### Short exercise
Copy every line, exactly and only, from the line containing "Give me the React, TypeScript and Tailwind" to the line containing "const Star = ()", both lines included.

########

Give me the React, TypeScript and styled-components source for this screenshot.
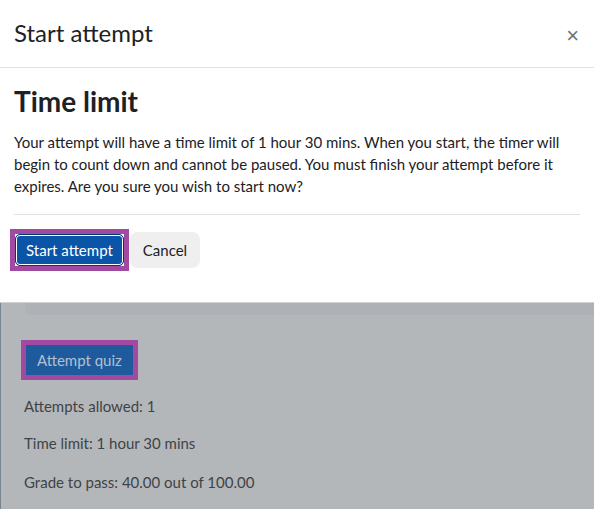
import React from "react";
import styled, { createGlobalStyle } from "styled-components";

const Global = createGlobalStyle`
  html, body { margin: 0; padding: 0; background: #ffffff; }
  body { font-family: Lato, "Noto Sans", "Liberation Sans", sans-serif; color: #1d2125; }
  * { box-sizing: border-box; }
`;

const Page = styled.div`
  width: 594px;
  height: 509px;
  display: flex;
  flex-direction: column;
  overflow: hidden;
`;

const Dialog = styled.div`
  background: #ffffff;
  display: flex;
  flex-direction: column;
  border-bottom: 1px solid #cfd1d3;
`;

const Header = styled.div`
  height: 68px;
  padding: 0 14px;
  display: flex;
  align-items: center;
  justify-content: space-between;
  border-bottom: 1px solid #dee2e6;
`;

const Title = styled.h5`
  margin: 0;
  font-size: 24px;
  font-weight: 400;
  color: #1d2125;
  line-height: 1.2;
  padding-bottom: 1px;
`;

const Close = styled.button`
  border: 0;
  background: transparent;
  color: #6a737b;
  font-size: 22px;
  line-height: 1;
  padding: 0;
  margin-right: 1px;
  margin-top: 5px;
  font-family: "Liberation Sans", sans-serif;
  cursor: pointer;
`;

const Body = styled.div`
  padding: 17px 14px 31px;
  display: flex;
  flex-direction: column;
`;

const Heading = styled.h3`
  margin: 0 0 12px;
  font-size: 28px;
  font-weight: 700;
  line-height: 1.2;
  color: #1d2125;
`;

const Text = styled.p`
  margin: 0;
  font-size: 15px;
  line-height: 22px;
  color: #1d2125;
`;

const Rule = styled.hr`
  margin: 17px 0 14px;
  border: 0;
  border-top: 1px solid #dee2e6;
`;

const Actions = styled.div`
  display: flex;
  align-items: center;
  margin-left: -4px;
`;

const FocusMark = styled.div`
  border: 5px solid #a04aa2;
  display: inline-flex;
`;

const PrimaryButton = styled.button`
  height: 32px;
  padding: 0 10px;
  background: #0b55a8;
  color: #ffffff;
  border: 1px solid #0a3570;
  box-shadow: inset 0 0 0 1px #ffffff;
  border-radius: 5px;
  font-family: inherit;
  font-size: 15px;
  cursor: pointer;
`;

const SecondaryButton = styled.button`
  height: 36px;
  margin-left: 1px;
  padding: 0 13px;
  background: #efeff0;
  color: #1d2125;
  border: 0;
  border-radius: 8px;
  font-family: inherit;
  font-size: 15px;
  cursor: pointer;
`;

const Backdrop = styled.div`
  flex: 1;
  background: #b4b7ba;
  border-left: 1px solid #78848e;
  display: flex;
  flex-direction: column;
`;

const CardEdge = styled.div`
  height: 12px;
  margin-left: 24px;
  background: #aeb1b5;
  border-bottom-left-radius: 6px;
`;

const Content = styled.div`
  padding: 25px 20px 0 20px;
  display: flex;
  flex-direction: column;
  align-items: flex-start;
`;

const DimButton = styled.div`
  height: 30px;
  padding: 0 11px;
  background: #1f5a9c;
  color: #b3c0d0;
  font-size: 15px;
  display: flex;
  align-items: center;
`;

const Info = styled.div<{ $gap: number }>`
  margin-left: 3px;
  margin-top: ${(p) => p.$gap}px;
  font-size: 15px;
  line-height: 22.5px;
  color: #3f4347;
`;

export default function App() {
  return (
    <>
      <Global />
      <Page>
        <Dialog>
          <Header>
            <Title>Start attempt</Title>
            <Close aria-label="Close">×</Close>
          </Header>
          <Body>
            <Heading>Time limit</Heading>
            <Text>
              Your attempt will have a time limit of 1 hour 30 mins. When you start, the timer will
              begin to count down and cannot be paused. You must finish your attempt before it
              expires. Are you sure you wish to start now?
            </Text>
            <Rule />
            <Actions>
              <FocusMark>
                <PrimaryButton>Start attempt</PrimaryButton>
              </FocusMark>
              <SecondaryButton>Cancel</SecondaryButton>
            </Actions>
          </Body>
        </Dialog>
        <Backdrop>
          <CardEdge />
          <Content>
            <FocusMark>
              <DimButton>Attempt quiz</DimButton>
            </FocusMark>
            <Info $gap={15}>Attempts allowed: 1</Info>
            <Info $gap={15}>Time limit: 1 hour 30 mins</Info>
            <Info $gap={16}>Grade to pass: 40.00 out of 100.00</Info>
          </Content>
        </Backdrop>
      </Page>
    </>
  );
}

########

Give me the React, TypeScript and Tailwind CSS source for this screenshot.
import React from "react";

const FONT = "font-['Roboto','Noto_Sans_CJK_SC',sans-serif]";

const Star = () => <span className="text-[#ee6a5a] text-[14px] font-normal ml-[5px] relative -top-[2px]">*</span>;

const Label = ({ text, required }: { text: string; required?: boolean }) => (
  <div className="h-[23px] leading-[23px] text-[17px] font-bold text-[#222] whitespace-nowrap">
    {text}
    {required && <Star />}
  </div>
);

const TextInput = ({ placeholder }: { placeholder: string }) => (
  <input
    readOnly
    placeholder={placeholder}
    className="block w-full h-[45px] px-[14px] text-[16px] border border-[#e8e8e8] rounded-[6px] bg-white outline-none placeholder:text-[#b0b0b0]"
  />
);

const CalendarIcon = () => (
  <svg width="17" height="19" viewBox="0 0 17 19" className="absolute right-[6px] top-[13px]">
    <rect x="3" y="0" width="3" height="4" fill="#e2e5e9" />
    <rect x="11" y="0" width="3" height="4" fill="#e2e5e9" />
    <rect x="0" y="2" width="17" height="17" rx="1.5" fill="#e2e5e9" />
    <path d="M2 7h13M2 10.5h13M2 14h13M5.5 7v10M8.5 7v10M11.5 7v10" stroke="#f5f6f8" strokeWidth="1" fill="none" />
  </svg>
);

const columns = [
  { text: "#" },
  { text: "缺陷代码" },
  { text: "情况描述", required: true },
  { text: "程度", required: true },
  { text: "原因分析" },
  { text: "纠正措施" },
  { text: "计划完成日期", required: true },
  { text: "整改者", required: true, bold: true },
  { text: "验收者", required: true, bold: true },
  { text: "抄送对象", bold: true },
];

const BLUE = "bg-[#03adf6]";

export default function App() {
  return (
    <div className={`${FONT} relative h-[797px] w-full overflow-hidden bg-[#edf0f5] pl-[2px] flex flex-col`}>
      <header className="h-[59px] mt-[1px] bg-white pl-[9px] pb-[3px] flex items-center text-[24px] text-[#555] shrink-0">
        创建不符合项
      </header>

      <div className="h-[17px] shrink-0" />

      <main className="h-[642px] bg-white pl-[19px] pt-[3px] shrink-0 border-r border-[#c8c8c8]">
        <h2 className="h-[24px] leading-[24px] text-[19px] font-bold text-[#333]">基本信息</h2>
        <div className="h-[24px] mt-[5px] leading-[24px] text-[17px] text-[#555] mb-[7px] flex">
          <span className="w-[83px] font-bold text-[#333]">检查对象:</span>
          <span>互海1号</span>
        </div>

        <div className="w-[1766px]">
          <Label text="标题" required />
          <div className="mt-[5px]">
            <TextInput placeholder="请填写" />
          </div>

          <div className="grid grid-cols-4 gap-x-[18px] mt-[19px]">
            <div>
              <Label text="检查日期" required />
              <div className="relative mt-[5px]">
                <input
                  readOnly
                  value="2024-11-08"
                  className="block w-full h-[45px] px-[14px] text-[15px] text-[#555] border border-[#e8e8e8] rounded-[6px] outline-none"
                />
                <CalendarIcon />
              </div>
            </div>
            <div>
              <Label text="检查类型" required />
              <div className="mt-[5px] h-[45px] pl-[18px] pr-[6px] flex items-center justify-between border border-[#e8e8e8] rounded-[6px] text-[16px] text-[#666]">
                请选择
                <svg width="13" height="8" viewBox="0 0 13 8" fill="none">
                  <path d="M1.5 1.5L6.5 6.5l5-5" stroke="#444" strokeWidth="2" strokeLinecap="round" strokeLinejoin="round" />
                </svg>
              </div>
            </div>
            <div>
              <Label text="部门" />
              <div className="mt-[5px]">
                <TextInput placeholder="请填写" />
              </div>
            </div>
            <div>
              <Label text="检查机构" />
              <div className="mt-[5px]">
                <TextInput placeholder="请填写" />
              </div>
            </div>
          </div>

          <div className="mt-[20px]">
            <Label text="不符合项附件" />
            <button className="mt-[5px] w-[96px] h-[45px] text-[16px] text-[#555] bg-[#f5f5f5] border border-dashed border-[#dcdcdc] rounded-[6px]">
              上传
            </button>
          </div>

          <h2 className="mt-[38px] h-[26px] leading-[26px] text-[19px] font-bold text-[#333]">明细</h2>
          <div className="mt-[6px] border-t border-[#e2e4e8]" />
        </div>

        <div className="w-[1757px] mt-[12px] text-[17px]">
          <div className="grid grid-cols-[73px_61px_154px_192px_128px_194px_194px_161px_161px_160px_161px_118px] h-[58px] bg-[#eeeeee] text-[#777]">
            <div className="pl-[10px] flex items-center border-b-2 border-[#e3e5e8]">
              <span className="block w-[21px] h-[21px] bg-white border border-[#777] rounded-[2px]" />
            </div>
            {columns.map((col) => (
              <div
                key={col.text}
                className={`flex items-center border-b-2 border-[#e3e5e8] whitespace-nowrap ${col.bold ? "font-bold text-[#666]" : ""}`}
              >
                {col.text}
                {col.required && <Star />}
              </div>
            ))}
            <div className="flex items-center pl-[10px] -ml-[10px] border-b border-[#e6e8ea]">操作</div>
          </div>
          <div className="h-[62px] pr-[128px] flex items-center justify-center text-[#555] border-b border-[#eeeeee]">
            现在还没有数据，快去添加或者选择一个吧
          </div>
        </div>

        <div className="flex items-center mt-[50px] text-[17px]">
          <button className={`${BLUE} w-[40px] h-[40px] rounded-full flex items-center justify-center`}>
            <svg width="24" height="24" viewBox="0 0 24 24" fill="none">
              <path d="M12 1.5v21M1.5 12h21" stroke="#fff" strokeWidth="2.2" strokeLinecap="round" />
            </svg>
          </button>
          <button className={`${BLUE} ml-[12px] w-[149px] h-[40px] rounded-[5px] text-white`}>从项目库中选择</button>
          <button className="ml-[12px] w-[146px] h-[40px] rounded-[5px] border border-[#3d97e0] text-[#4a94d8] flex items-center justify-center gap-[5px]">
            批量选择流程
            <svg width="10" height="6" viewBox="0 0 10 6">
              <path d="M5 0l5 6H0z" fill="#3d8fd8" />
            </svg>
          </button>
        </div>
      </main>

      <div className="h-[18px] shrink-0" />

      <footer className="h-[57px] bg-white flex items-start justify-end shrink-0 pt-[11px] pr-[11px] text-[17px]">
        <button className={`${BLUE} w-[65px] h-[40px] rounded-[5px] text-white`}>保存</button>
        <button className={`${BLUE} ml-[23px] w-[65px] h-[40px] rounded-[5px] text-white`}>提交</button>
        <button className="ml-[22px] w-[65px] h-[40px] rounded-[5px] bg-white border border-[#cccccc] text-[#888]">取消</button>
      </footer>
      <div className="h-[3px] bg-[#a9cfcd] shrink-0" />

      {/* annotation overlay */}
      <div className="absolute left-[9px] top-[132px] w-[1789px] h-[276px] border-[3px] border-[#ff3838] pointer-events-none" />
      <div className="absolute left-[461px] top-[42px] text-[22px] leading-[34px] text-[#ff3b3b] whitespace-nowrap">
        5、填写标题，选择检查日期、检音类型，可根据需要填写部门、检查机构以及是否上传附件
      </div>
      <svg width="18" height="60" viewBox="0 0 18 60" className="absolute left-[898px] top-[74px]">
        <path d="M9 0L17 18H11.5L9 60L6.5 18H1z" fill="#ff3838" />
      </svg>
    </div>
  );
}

########

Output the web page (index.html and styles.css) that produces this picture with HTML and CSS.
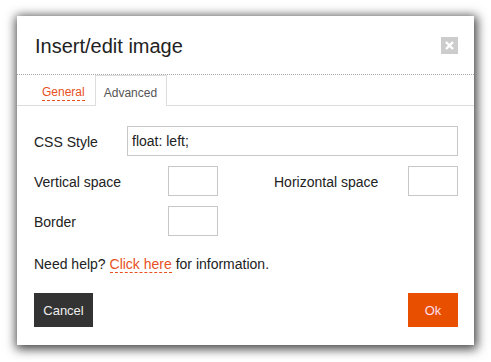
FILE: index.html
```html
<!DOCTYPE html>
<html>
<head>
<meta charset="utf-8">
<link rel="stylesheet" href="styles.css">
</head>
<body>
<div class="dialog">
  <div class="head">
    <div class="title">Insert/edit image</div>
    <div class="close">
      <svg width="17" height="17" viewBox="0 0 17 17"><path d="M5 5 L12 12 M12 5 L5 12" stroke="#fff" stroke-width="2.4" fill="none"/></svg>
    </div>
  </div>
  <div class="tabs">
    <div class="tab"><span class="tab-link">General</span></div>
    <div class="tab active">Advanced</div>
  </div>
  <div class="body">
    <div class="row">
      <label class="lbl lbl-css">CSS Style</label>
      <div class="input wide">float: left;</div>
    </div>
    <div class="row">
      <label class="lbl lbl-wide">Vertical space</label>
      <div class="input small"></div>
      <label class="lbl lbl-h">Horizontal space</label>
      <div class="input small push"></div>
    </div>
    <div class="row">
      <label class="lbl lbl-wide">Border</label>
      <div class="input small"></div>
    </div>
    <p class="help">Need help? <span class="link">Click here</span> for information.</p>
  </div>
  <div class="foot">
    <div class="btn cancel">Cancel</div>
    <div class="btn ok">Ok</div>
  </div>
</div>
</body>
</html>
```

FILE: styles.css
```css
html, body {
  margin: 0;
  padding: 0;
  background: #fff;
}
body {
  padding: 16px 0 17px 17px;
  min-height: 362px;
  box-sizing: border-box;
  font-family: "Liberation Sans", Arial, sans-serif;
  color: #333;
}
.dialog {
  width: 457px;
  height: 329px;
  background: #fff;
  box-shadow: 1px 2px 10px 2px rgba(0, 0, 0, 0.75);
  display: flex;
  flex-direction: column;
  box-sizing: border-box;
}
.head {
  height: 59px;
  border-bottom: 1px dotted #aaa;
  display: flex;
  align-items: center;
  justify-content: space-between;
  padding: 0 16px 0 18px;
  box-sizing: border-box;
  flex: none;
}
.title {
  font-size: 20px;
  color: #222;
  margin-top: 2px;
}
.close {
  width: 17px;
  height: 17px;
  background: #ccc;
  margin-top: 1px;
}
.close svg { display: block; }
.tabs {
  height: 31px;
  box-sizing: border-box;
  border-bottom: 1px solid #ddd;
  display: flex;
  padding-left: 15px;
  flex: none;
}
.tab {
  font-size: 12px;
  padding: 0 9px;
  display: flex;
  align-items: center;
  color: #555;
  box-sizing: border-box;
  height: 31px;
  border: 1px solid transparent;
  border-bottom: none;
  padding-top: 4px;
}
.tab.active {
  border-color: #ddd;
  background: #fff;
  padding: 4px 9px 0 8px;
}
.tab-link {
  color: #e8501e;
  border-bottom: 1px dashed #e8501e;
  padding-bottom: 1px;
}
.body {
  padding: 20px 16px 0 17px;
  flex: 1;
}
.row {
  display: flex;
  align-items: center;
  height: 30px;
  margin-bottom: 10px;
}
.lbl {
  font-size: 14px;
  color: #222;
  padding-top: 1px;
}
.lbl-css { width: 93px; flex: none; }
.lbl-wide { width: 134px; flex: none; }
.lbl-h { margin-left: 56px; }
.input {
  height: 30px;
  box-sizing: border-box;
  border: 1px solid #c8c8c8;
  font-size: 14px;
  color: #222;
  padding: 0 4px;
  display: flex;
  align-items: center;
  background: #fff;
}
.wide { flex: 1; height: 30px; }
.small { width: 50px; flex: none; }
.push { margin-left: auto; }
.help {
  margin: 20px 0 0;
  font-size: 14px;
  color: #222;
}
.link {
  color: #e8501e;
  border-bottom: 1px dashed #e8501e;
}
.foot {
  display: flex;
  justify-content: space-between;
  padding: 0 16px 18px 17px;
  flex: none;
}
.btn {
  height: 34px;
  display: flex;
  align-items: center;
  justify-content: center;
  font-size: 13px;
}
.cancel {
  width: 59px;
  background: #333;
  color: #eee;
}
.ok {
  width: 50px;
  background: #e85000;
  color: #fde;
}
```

########

### Result of this task
Give me the React, TypeScript and Tailwind CSS source for this screenshot.
import React from "react";

const FONT = "font-['Roboto','Noto_Sans_CJK_SC',sans-serif]";

const Star = () => <span className="text-[#ee6a5a] text-[14px] font-normal ml-[5px] relative -top-[2px]">*</span>;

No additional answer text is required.